Incident Details
Show Details For An Incident
Resolved [21/12/2022 10:47]
In summary, here are details of the issue observed on Friday afternoon / evening:
- It was observed that there was a significant and unexpected memory leak on core equipment in our Telehouse West (THW) core.
- It was determined that the best course of action was to carry out a controlled reload out of hours.
- We began slowly culling broadband sessions terminating at THW and steering them to other PoPs in preparation.
- A short time later the memory exhausted on the THW core, the BGP process terminated and resulted in all broadband sessions on LNSs at the PoP disconnecting.
- All broadband circuits that were operating via THW were automatically steered to other PoPs in our network.
- At this point we had no choice but to carry out an emergency reload of the core.
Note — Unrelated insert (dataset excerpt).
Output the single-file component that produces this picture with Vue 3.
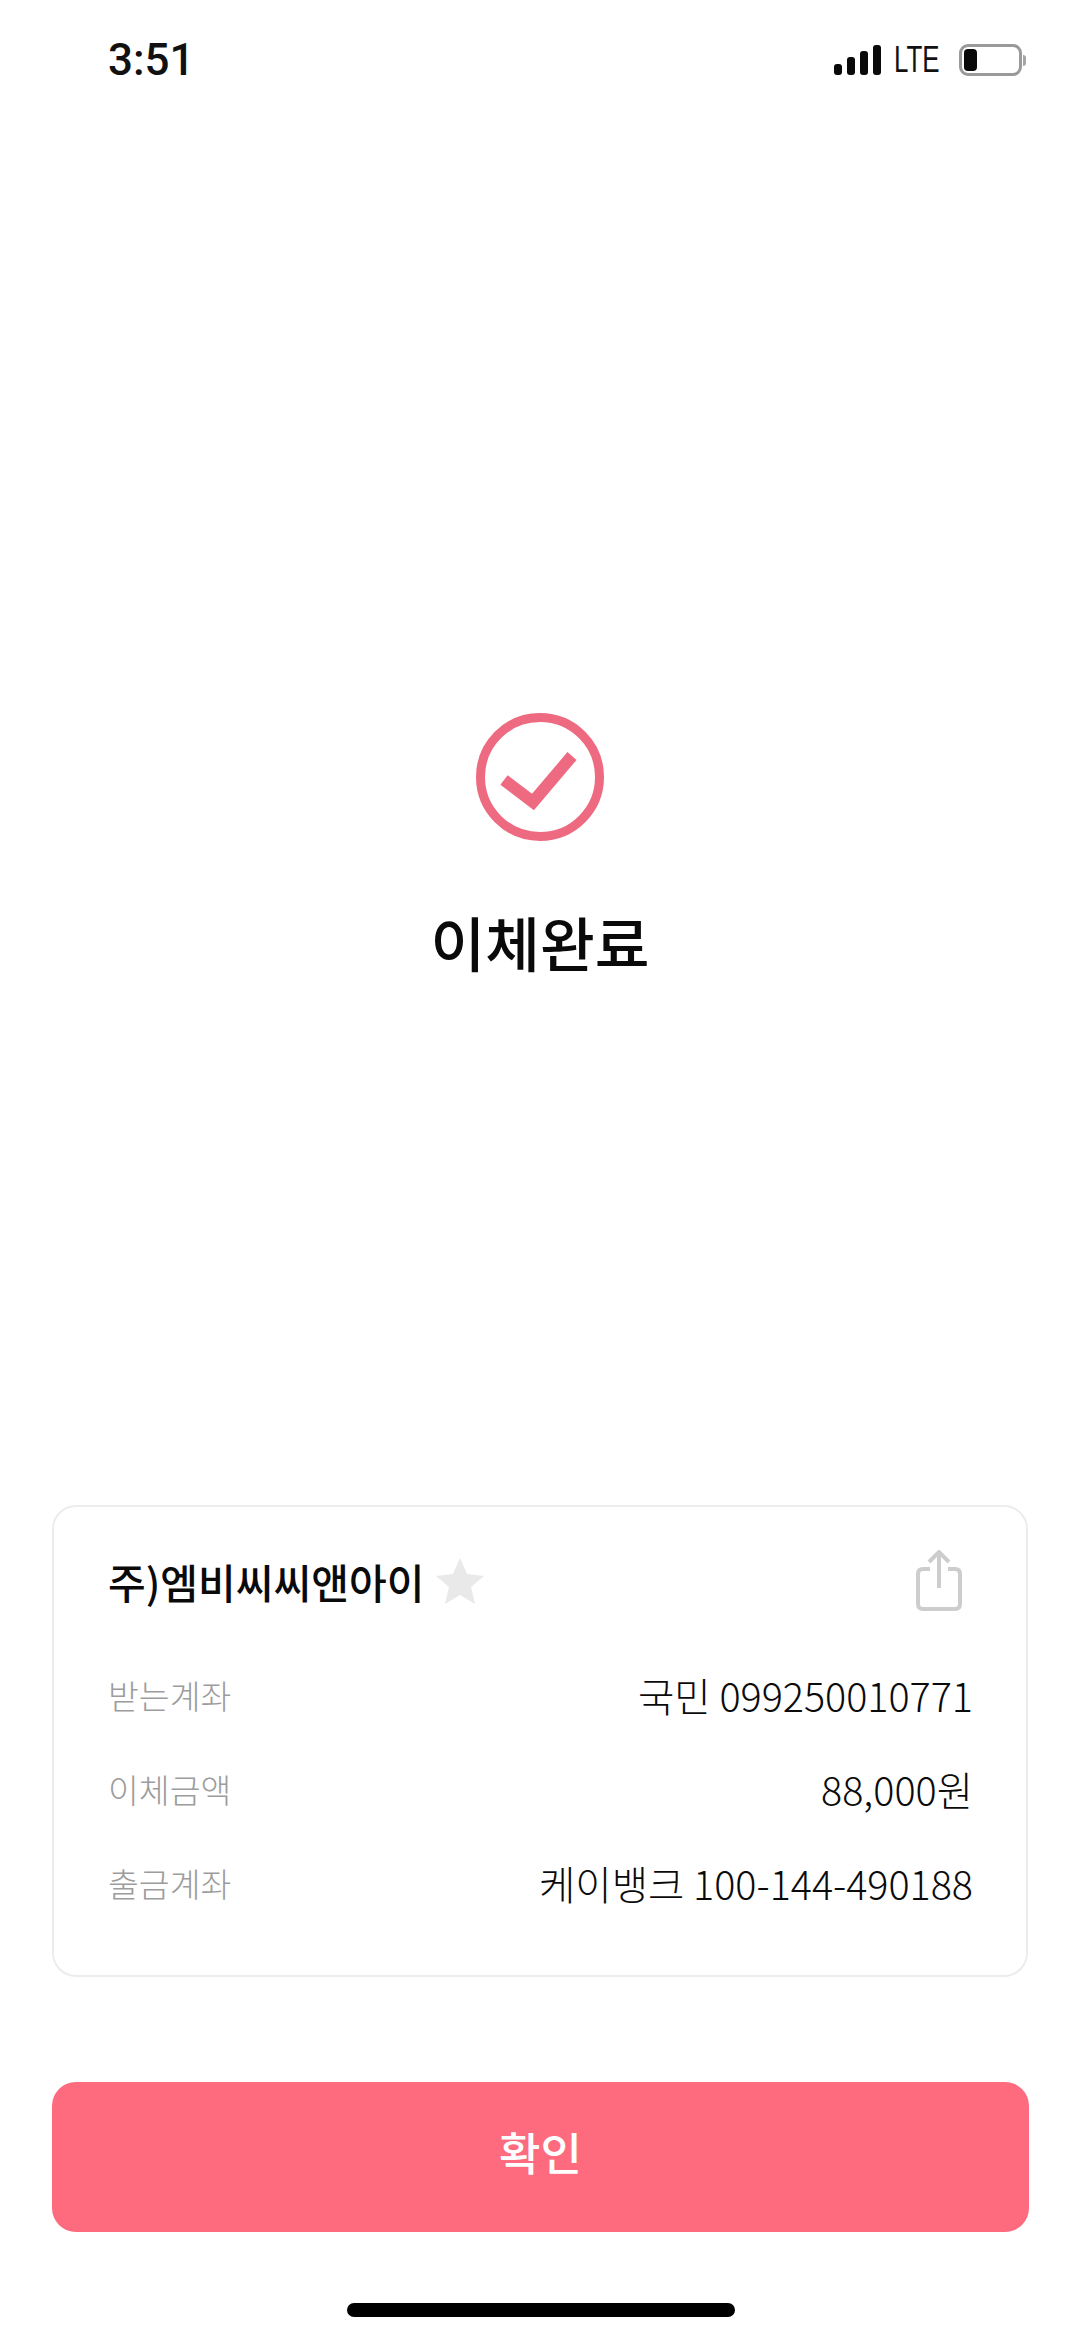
<template>
  <div class="screen">
    <div class="status-bar">
      <span class="time">3:51</span>
      <div class="status-right">
        <div class="signal">
          <i v-for="h in signalBars" :key="h" class="bar" :style="{ height: h + 'px' }"></i>
        </div>
        <span class="lte">LTE</span>
        <div class="battery">
          <div class="battery-level"></div>
        </div>
        <div class="battery-nub"></div>
      </div>
    </div>

    <div class="result">
      <svg class="check" width="128" height="128" viewBox="0 0 128 128">
        <circle cx="64" cy="64" r="59.5" fill="none" stroke="#ee6a80" stroke-width="9" />
        <path d="M28 67 L57 89 L96 43" fill="none" stroke="#ee6a80" stroke-width="12" />
      </svg>
      <h1 class="title">이체완료</h1>
    </div>

    <div class="card">
      <div class="card-head">
        <div class="name-wrap">
          <span class="name">주)엠비씨씨앤아이</span>
          <svg class="star" width="50" height="48" viewBox="0 0 50 48">
            <polygon points="25,1 32,17 49,19 36,30 40,47 25,38 10,47 14,30 1,19 18,17" fill="#e9e9e9" />
          </svg>
        </div>
        <svg class="share" width="48" height="62" viewBox="0 0 48 62">
          <path d="M15 19 H8 Q3 19 3 24 V54 Q3 59 8 59 H40 Q45 59 45 54 V24 Q45 19 40 19 H33" fill="none" stroke="#cdcdcd" stroke-width="4" />
          <path d="M24 38 V3 M14 12 L24 2 L34 12" fill="none" stroke="#cdcdcd" stroke-width="4" />
        </svg>
      </div>
      <div class="rows">
        <div v-for="row in rows" :key="row.label" class="row">
          <span class="label">{{ row.label }}</span>
          <span class="value">{{ row.value }}</span>
        </div>
      </div>
    </div>

    <button class="confirm">확인</button>

    <div class="home-wrap">
      <div class="home-bar"></div>
    </div>
  </div>
</template>

<script setup>
const signalBars = [11, 18, 24, 30]

const rows = [
  { label: '받는계좌', value: '국민 099250010771' },
  { label: '이체금액', value: '88,000원' },
  { label: '출금계좌', value: '케이뱅크 100-144-490188' }
]
</script>

<style>
html,
body {
  margin: 0;
  background: #fff;
}
</style>

<style scoped>
.screen {
  width: 1080px;
  height: 2337px;
  overflow: hidden;
  display: flex;
  flex-direction: column;
  background: #fff;
  font-family: "Noto Sans CJK KR", "Noto Sans", sans-serif;
  color: #0a0a0a;
}
.status-bar {
  height: 120px;
  box-sizing: border-box;
  padding: 0 54px 0 108px;
  display: flex;
  justify-content: space-between;
  align-items: flex-start;
}
.time {
  margin-top: 34px;
  font-family: Roboto, sans-serif;
  font-weight: 500;
  font-size: 44px;
  line-height: 52px;
  color: #111;
}
.status-right {
  margin-top: 44px;
  display: flex;
  align-items: center;
  height: 32px;
}
.signal {
  display: flex;
  align-items: flex-end;
  gap: 5px;
  height: 30px;
}
.bar {
  display: block;
  width: 8px;
  background: #0a0a0a;
  border-radius: 3px;
}
.lte {
  margin-left: 13px;
  width: 50px;
  font-family: "Liberation Sans", sans-serif;
  font-size: 36px;
  line-height: 32px;
  color: #111;
  transform: scaleX(0.72);
  transform-origin: left center;
}
.battery {
  margin-left: 15px;
  width: 63px;
  height: 32px;
  box-sizing: border-box;
  border: 3px solid #9a9a9a;
  border-radius: 9px;
  padding: 2px;
}
.battery-level {
  width: 13px;
  height: 100%;
  background: #0a0a0a;
  border-radius: 4px;
}
.battery-nub {
  margin-left: 1px;
  width: 3px;
  height: 11px;
  background: #a5a5a5;
  border-radius: 0 3px 3px 0;
}
.result {
  padding-top: 593px;
  display: flex;
  flex-direction: column;
  align-items: center;
}
.check {
  display: block;
}
.title {
  margin: 58px 0 0;
  font-size: 59.5px;
  font-weight: 500;
  line-height: 84px;
  color: #0a0a0a;
}
.card {
  margin: 522px 52px 0;
  height: 472px;
  box-sizing: border-box;
  border: 2px solid #ececec;
  border-radius: 24px;
  background: #fff;
  padding: 30px 53px 0 54px;
}
.card-head {
  display: flex;
  justify-content: space-between;
  align-items: center;
  height: 88px;
}
.name-wrap {
  display: flex;
  align-items: center;
  gap: 11px;
}
.name {
  font-size: 41px;
  font-weight: 500;
  line-height: 60px;
}
.share {
  display: block;
  margin-right: 10px;
}
.rows {
  margin-top: 39px;
  display: flex;
  flex-direction: column;
  gap: 34px;
}
.row {
  display: flex;
  justify-content: space-between;
  align-items: center;
  height: 60px;
}
.label {
  font-size: 33.5px;
  font-weight: 300;
  color: #9c9c9c;
}
.value {
  font-size: 39.5px;
  font-weight: 300;
  color: #0a0a0a;
}
.confirm {
  display: block;
  margin: 105px 51px 0 52px;
  width: 977px;
  height: 150px;
  border: 0;
  padding: 0 0 12px;
  border-radius: 24px;
  background: #fe6b7f;
  color: #fff;
  font-family: inherit;
  font-size: 45px;
  font-weight: 500;
}
.home-wrap {
  display: flex;
  justify-content: center;
  padding: 71px 0 0 2px;
}
.home-bar {
  width: 388px;
  height: 14px;
  border-radius: 7px;
  background: #000;
}
</style>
- Leased lines operating from THW were impacted throughout.
- Reload of the core took 30 minutes to complete, however a secondary issue was identified with the hardware of one of the switches.
- Half of the leased lines were restored, whilst on-site hands moved the affected NNIs from the failed switch to the other. This involved configuration changes.
- Circuits were impacted between 1 hour and 4 hours at worst. The majority of circuits were up around the 1 to 2 hour point.
- We are not set to move the NNIs again, to ensure that there is no further disruption.
- Owing to fulfilment issues the replacement hardware is now expected to arrive today, but to avoid any further risks, installation will be postponed until the New Year.
- We have raised the memory leak issue with Cisco TAC.
We apologise for the disruption this would have caused.
Update [19/12/2022 08:12]
This morning engineers will be at Telehouse West to fit replacement hardware. This is expected to be non-service affecting. The impacted leased line NNI we moved from the failed switch will remain where they are with no further disruption planned.
Update [16/12/2022 21:25]
All affected circuits are now up, and we expect them to remain stable.
We apologise or the disruption caused this afternoon / evening, it most certainly isn't what anyone wanted to see. The issue was twofold; initially starting with a requirement to complete an emergency reload of the core at Telehouse West, followed by a hardware failure with one of the switches.
We are working with the hardware vendor to establish the root cause of the initial disruption, and to source replacement hardware. We will put plans in place regarding scheduling these changes, as well as providing a more detailed RFO via the status feed early next week.
Update [16/12/2022 20:12]
The majority of NNI are now restored and we can see circuits back up. There remain 2 NNI which are causing issues which we are working to address.
Update [16/12/2022 19:10]
We are handling a hardware failure situation. We are in the process of actively moving affected NNI across to an alternative switch. We will provide further updates as soon as we can.
Circuits not affected by the hardware failure are now online and should remain stable.
Apologies for the continued disruption this evening.
Update [16/12/2022 18:32]
One of our core devices reached a state of memory exhaustion, as a result we had no choice but to complete an emergency reload. This has now taken place, however upon return, the second switch in our chassis entered a stage of looping. We're sending engineers to Telehouse West to investigate.
Investigating [16/12/2022 17:11]
We are having to complete an emergency reload of our Telehouse West core. This will impact leased line circuits connected to this POP. We would not take this decision lightly, and it has to be actioned immediately. Further updates to follow.